The percentage of patients 18 years and older with a serious mental illness or alcohol or other drug dependence who received a screening for tobacco use and follow-up for those identified as a current tobacco user. Two rates are reported.
Rate 1: The percentage of patients 18 years and older with a diagnosis of serious mental illness who received a screening for tobacco use and follow-up for those identified as a current tobacco user.
Rate 2: The percentage of adults 18 years and older with a diagnosis of alcohol or other drug dependence who received a screening for tobacco use and follow-up for those identified as a current tobacco user.
Note: The proposed health plan measure is adapted from an existing provider-level measure for the general population (Preventive Care & Screening: Tobacco Use: Screening & Cessation Intervention NQF #0028). This measure is currently stewarded by the AMA-PCPI and used in the Physician Quality Reporting System.

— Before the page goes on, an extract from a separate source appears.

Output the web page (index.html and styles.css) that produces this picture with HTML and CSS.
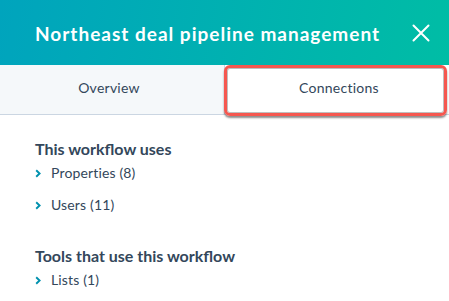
FILE: index.html
```html
<!DOCTYPE html>
<html lang="en">
<head>
<meta charset="utf-8">
<title>Northeast deal pipeline management</title>
<link rel="stylesheet" href="styles.css">
</head>
<body>
<div class="panel">
  <header class="panel-header">
    <h1 class="panel-title">Northeast deal pipeline management</h1>
    <button class="close-btn" aria-label="Close">
      <svg width="18" height="18" viewBox="0 0 18 18"><path d="M1.5 1.5 L16.5 16.5 M16.5 1.5 L1.5 16.5" stroke="#fff" stroke-width="2" stroke-linecap="round" fill="none"/></svg>
    </button>
  </header>
  <nav class="tabs">
    <div class="tab tab-first">Overview</div>
    <div class="tab tab-active">Connections</div>
    <div class="highlight"></div>
  </nav>
  <main class="content">
    <section class="section">
      <h2 class="section-title">This workflow uses</h2>
      <ul class="items">
        <li class="item"><span class="chev"><svg width="6" height="9" viewBox="0 0 6 9"><path d="M1.2 1.2 L4.6 4.5 L1.2 7.8" stroke="#0091ae" stroke-width="1.9" fill="none"/></svg></span>Properties (8)</li>
        <li class="item"><span class="chev"><svg width="6" height="9" viewBox="0 0 6 9"><path d="M1.2 1.2 L4.6 4.5 L1.2 7.8" stroke="#0091ae" stroke-width="1.9" fill="none"/></svg></span>Users (11)</li>
      </ul>
    </section>
    <section class="section section-second">
      <h2 class="section-title">Tools that use this workflow</h2>
      <ul class="items">
        <li class="item"><span class="chev"><svg width="6" height="9" viewBox="0 0 6 9"><path d="M1.2 1.2 L4.6 4.5 L1.2 7.8" stroke="#0091ae" stroke-width="1.9" fill="none"/></svg></span>Lists (1)</li>
      </ul>
    </section>
  </main>
</div>
</body>
</html>
```

FILE: styles.css
```css
* { box-sizing: border-box; }
html, body {
  margin: 0;
  padding: 0;
  background: #fff;
}
body {
  font-family: Lato, "Open Sans", sans-serif;
  color: #33475b;
  width: 449px;
  height: 301px;
  overflow: hidden;
}
.panel {
  display: flex;
  flex-direction: column;
}
.panel-header {
  height: 65px;
  display: flex;
  align-items: center;
  justify-content: space-between;
  padding: 0 19px 0 35px;
  background: linear-gradient(100deg, #00a4bd 0%, #00bda5 100%);
}
.panel-title {
  margin: 0;
  font-size: 19px;
  font-weight: 700;
  color: #fff;
  letter-spacing: 1px;
  padding-top: 2px;
}
.close-btn {
  background: none;
  border: 0;
  padding: 0;
  display: flex;
  width: 18px;
  height: 18px;
}
.tabs {
  position: relative;
  display: flex;
  height: 50px;
  border-bottom: 1px solid #cbd6e2;
}
.tab {
  flex: 0 0 224px;
  display: flex;
  align-items: center;
  justify-content: center;
  font-size: 14px;
  letter-spacing: 0.25px;
  background: #f5f8fa;
  color: #33475b;
  padding-bottom: 4px;
}
.tab-first {
  padding-right: 6px;
}
.tab-active {
  flex: 1 1 auto;
  background: #fff;
  border-left: 1px solid #cbd6e2;
  padding-left: 4px;
}
.highlight {
  position: absolute;
  left: 224px;
  top: 0;
  width: 223px;
  height: 51px;
  border: 3px solid #f5574f;
  border-radius: 6px;
  box-shadow: 0 2px 2px rgba(0, 0, 0, 0.45), inset 0 0 0 1px rgba(0, 0, 0, 0.25);
}
.content {
  padding: 24px 20px 0 35px;
}
.section-title {
  margin: 0;
  font-size: 16px;
  line-height: 20px;
  font-weight: 700;
  color: #33475b;
}
.items {
  list-style: none;
  margin: 4px 0 0;
  padding: 0;
  display: flex;
  flex-direction: column;
  gap: 12px;
}
.item {
  display: flex;
  align-items: center;
  font-size: 14px;
  line-height: 20px;
  letter-spacing: 0.15px;
  color: #33475b;
}
.chev {
  display: flex;
  width: 16px;
}
.section-second {
  margin-top: 31px;
}
```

Date Reviewed: July 21, 2018

Measure Info

NQF 2600NQF Endorsed
Measure Type: 
Process
Measure Steward: 
National Committee for Quality Assurance

Care Setting: 
Outpatient
Data Source: 
Claims
Electronic Health Records
Paper Medical Records

ACP does not support NQF measure #2600: “Tobacco Use Screening and Follow-up for People with Serious Mental Illness or Alcohol or Other Drug Dependence.” While this measure represents an important clinical concept and patients diagnosed with schizophrenia should be screened for tobacco use, we note several flaws in in the specifications and developers do not cite sufficient evidence to form the basis of the measure. First, the specifications should include some element of risk-adjustment. Treatment success is likely to be confounded by the mental illness. Second, it’s complicated to combine tobacco use with other drug dependence and alcohol dependence because the efficacy of treatment varies by disorder. Third, the specifications do not account for pharmacotherapy options that may be as effective as counseling in managing alcohol- and drug-use disorders. And finally, specifications should include exclusion criteria for patient refusal and patients with limited life expectancy.